ぴあ特別会員として、たくさんの映画に触れる機会を与えて頂き、また、最後に出席させていただいた日本アカデミー賞授賞式では、映画にかかわる方々の熱い思いを直接耳にするとともに、映画界を支える実に多くの方々の存在を感じることができ、映画と映画界の素晴らしさを再確認する特別な一年を過ごさせて頂きました。感謝の気持ちをお返しする術は、映画館に足を運び続けるほかなさそうなので、これからも映画を愛し、観続けたいと思います。 -
高瀬倫子さん(女性/40代)
昨年1年間、数多くの映画と触れ合う機会を作って頂いたぴあ特別会員。その活動の締めくくりとなる日本アカデミー賞授賞式は、一生の思い出になるようなとても素敵で新鮮な時間でした。

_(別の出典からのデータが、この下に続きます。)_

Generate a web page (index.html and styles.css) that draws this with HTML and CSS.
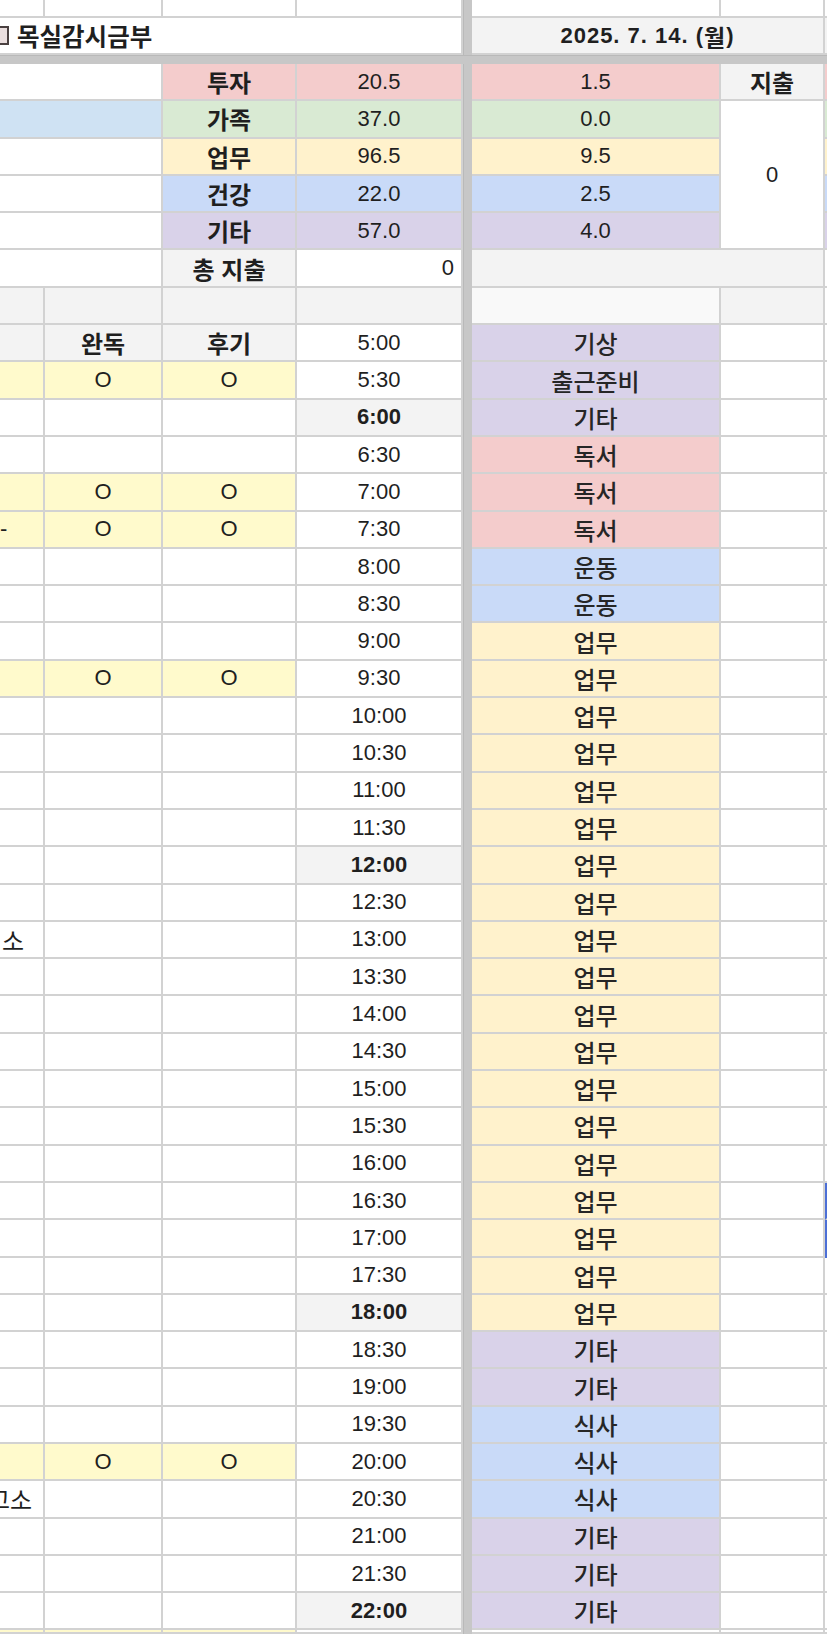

せっかく近くで拝見出来たので、入場時に印象的だった場面を三つ紹介します。
一つ目は、新人俳優賞を受賞された伊藤健太郎さんが、登場時に一旦立ち止まることなくフライングで歩き出してしまった、可愛らしいハプニングの時の表情と、そのことで緊張がとれた他の受賞者の皆さんの優しい表情。二つ目は、優秀助演男優賞を受賞された西島秀俊さんが、二宮和也さんの腕を持ちあげていたずらな笑顔を浮かべて一緒に手を振るような仕草をしていた場面。三つ目は、優秀助演女優賞を受賞された深田恭子さんが入場時に見せてくださった可愛らしい表情。そして、優秀主演女優賞を受賞された吉永小百合さんの美しく輝く優しいオーラを感じることも出来ました。俳優の皆さんが「演じていない時間」でも人々を魅了するご様子を間近で拝見することができ、とても感動しました。

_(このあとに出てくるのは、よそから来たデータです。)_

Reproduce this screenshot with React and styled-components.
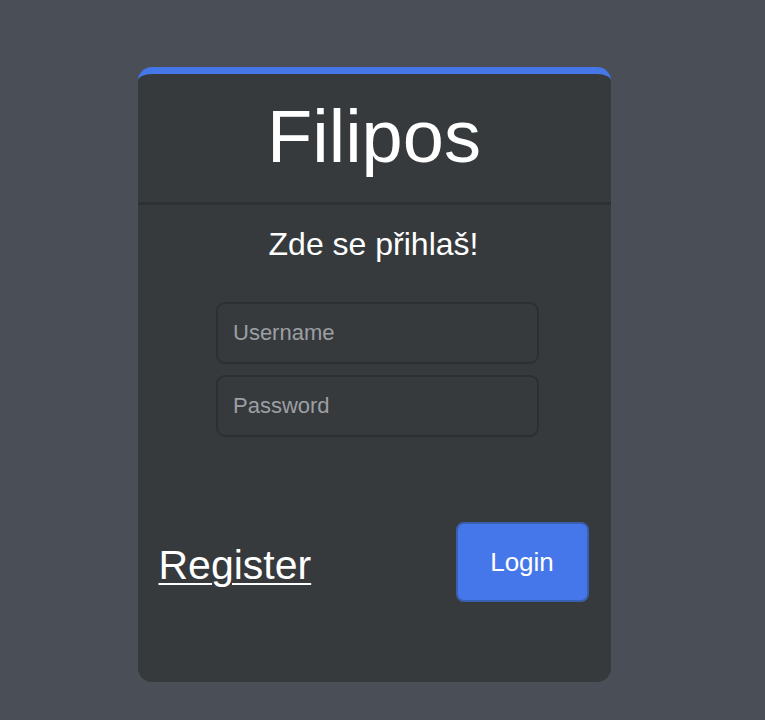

また、最優秀賞のプレゼンターで幾度となく是枝裕和監督が登壇され、その都度興味深いお話で皆さんを魅了されていたこともとても印象に残っております。私が応援していた「孤狼の血」、最優秀主演男優賞を役所広司さんが、最優秀助演男優賞を松坂桃李さんが受賞された時は、お二人の喜びと撮影時の思い出や感謝がスピーチからもひしひしと伝わり、広島の呉の皆さんにとっても本当に嬉しい知らせになったのでは無いかと思い、思わず涙が出てしまいました。
そして、テレビでは見ることができない、「協会特別賞」では、縁の下で日本映画を支えていらっしゃる方々のお話を伺うことができ、とても興味深かったです。長時間でしたが、西田敏行さんと蒼井優さんの息の合った司会進行で、あっという間に感じました。「日本映画人による日本映画人のための日本映画の祭典」である日本アカデミー賞。もうこれほど身近に感じられることも無いのかもしれませんが、次回からもテレビの前でドキドキハラハラしながら参加出来るよう、これからもたくさん日本映画を観ようと思います。